One British connection is, I’m afraid, particularly embarrassing for the New Statesman – whose long-time editor Kingsley Martin turns out to have been on very good terms with the old tyrant. When Ne Win died in 2002, the former Labour MP Tam Dalyell recalled a visit that Martin arranged for him.

“Given letters of introduction to their friend Ne Win by the socialist editor of the New Statesman Kingsley Martin and his partner Dorothy Woodman, my wife and I were invited to a long and simple lunch of rice and mangoes by Ne Win and his wife Katie in June 1965.” Dalyell wrote most sympathetically of the isolation Ne Win had chosen. “He had closed Burma as the only way of keeping his country out of the horrors of the Vietnam/Cambodia war.

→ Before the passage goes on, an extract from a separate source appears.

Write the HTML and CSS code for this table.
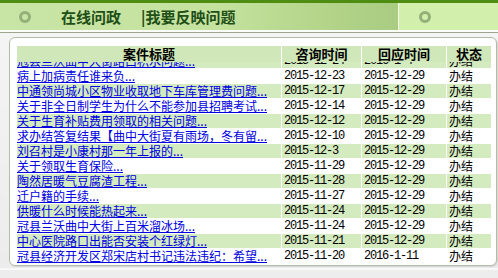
FILE: index.html
```html
<!DOCTYPE html>
<html lang="zh">
<head>
<meta charset="utf-8">
<link rel="stylesheet" href="styles.css">
</head>
<body>
<div class="top">
  <div class="top-left">
    <span class="ring"></span>
    <span class="title">在线问政</span>
    <span class="sub">|我要反映问题</span>
  </div>
  <div class="top-right"><span class="ring"></span></div>
</div>
<div class="top-line"></div>
<div class="main">
  <div class="panel">
    <div class="row head">
      <div class="c">案件标题</div>
      <div class="c">咨询时间</div>
      <div class="c">回应时间</div>
      <div class="c">状态</div>
    </div>
    <div class="body">
      <div class="list">
        <div class="row g"><div class="c t"><a href="#">冠县兰沃曲中大街路口积水问题...</a></div><div class="c">2015-12-24</div><div class="c">2016-1-4</div><div class="c">办结</div></div>
        <div class="row"><div class="c t"><a href="#">病上加病责任谁来负...</a></div><div class="c">2015-12-23</div><div class="c">2015-12-29</div><div class="c">办结</div></div>
        <div class="row g"><div class="c t"><a href="#">中通领尚城小区物业收取地下车库管理费问题...</a></div><div class="c">2015-12-17</div><div class="c">2015-12-29</div><div class="c">办结</div></div>
        <div class="row"><div class="c t"><a href="#">关于非全日制学生为什么不能参加县招聘考试...</a></div><div class="c">2015-12-14</div><div class="c">2015-12-29</div><div class="c">办结</div></div>
        <div class="row g"><div class="c t"><a href="#">关于生育补贴费用领取的相关问题...</a></div><div class="c">2015-12-12</div><div class="c">2015-12-29</div><div class="c">办结</div></div>
        <div class="row"><div class="c t"><a href="#">求办结答复结果【曲中大街夏有雨场，冬有留...</a></div><div class="c">2015-12-10</div><div class="c">2015-12-29</div><div class="c">办结</div></div>
        <div class="row g"><div class="c t"><a href="#">刘召村是小康村那一年上报的...</a></div><div class="c">2015-12-3</div><div class="c">2015-12-29</div><div class="c">办结</div></div>
        <div class="row"><div class="c t"><a href="#">关于领取生育保险...</a></div><div class="c">2015-11-29</div><div class="c">2015-12-29</div><div class="c">办结</div></div>
        <div class="row g"><div class="c t"><a href="#">陶然居暖气豆腐渣工程...</a></div><div class="c">2015-11-28</div><div class="c">2015-12-29</div><div class="c">办结</div></div>
        <div class="row"><div class="c t"><a href="#">迁户籍的手续...</a></div><div class="c">2015-11-27</div><div class="c">2015-12-29</div><div class="c">办结</div></div>
        <div class="row g"><div class="c t"><a href="#">供暖什么时候能热起来...</a></div><div class="c">2015-11-24</div><div class="c">2015-12-29</div><div class="c">办结</div></div>
        <div class="row"><div class="c t"><a href="#">冠县兰沃曲中大街上百米溜冰场...</a></div><div class="c">2015-11-24</div><div class="c">2015-12-29</div><div class="c">办结</div></div>
        <div class="row g"><div class="c t"><a href="#">中心医院路口出能否安装个红绿灯...</a></div><div class="c">2015-11-21</div><div class="c">2015-12-29</div><div class="c">办结</div></div>
        <div class="row"><div class="c t"><a href="#">冠县经济开发区郑宋店村书记违法违纪：希望...</a></div><div class="c">2015-11-20</div><div class="c">2016-1-11</div><div class="c">办结</div></div>
      </div>
    </div>
  </div>
</div>
<div class="foot"></div>
</body>
</html>
```

FILE: styles.css
```css
html, body {
  margin: 0;
  padding: 0;
}
body {
  width: 498px;
  height: 278px;
  overflow: hidden;
  background: #ededed;
  font-family: "Noto Sans CJK SC", "Liberation Sans", sans-serif;
}
.top {
  display: flex;
  height: 27px;
  border-top: 3px solid #4e8c12;
}
.top-left {
  width: 398px;
  display: flex;
  align-items: center;
  background: linear-gradient(90deg, #c9e5a6 0%, #c4e29e 55%, #b4d58a 80%, #a9cc82 100%);
}
.top-right {
  flex: 1;
  display: flex;
  align-items: center;
  border-left: 1px solid #f4fbe8;
  background: #d2efac;
}
.ring {
  width: 6px;
  height: 6px;
  border: 3px solid #93b078;
  border-radius: 50%;
  box-sizing: content-box;
}
.top-left .ring {
  margin-left: 19px;
  margin-right: 30px;
}
.top-right .ring {
  margin-left: 20px;
}
.title {
  font-size: 15px;
  font-weight: bold;
  color: #1f4f16;
}
.sub {
  margin-left: 20px;
  font-size: 15px;
  font-weight: bold;
  color: #1f4f16;
}
.top-line {
  height: 2px;
  background: #fbfdf8;
  border-bottom: 1px solid #9ca58f;
}
.main {
  padding: 4px 1px 0 9px;
  background: linear-gradient(180deg, #f4f4f4, #ececec);
}
.panel {
  height: 220px;
  border: 1px solid #b2bca6;
  border-radius: 6px;
  background: #fff;
  padding: 7px 5px 0 7px;
  box-shadow: 1px 1px 1px #d4d4d4;
}
.row {
  display: grid;
  grid-template-columns: 264px 79px 84px 44px;
  column-gap: 1px;
  height: 14px;
  margin-bottom: 1px;
  font-size: 12px;
  line-height: 14px;
}
.row .c {
  overflow: hidden;
  white-space: nowrap;
  padding-left: 2px;
  color: #000;
}
.row .c:nth-child(2), .row .c:nth-child(3) {
  font-family: "Liberation Mono", monospace;
  font-size: 12px;
  letter-spacing: -1.2px;
}
.row .c.t {
  padding-left: 0;
}
.row.g .c {
  background: #d4eabf;
}
.row.head {
  height: 16px;
  line-height: 16px;
  margin-top: 1px;
  margin-bottom: 0;
}
.row.head .c, .row.head .c:nth-child(2), .row.head .c:nth-child(3) {
  overflow: visible;
  background: #d0e7b9;
  font-family: "Noto Sans CJK SC", sans-serif;
  font-size: 13px;
  letter-spacing: 0;
  font-weight: bold;
  text-align: center;
  padding-left: 0;
}
.body {
  height: 202px;
  overflow: hidden;
}
.list {
  margin-top: -8px;
}
a {
  color: #0000e0;
  text-decoration: underline;
}
.foot {
  height: 2px;
  margin-top: 2px;
  background: #f8f8f8;
}
```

“His friends Chou En-lai and the Vietnamese Prime Minister Pham Van Dong wanted to use the Burmese forests as a haven for guerrillas, which would have invited American bombing and Agent Orange.”

Calling on the Burmese dictator in the 1970s “at the modest house in Victoria Road, Wimbledon, which was his refuge”, Dalyell said that Ne Win “was very candid about the mistakes that he had made” since his second wife, Katie, his favourite, became ill and died in 1972. Small comfort to the millions impoverished by his disastrous policies, one imagines.

It is entirely right that we should voice our opposition to and revulsion for Burma’s generals. But it might also be appropriate to acknowledge our dubious part in that country’s past – however much we might prefer not to remember it.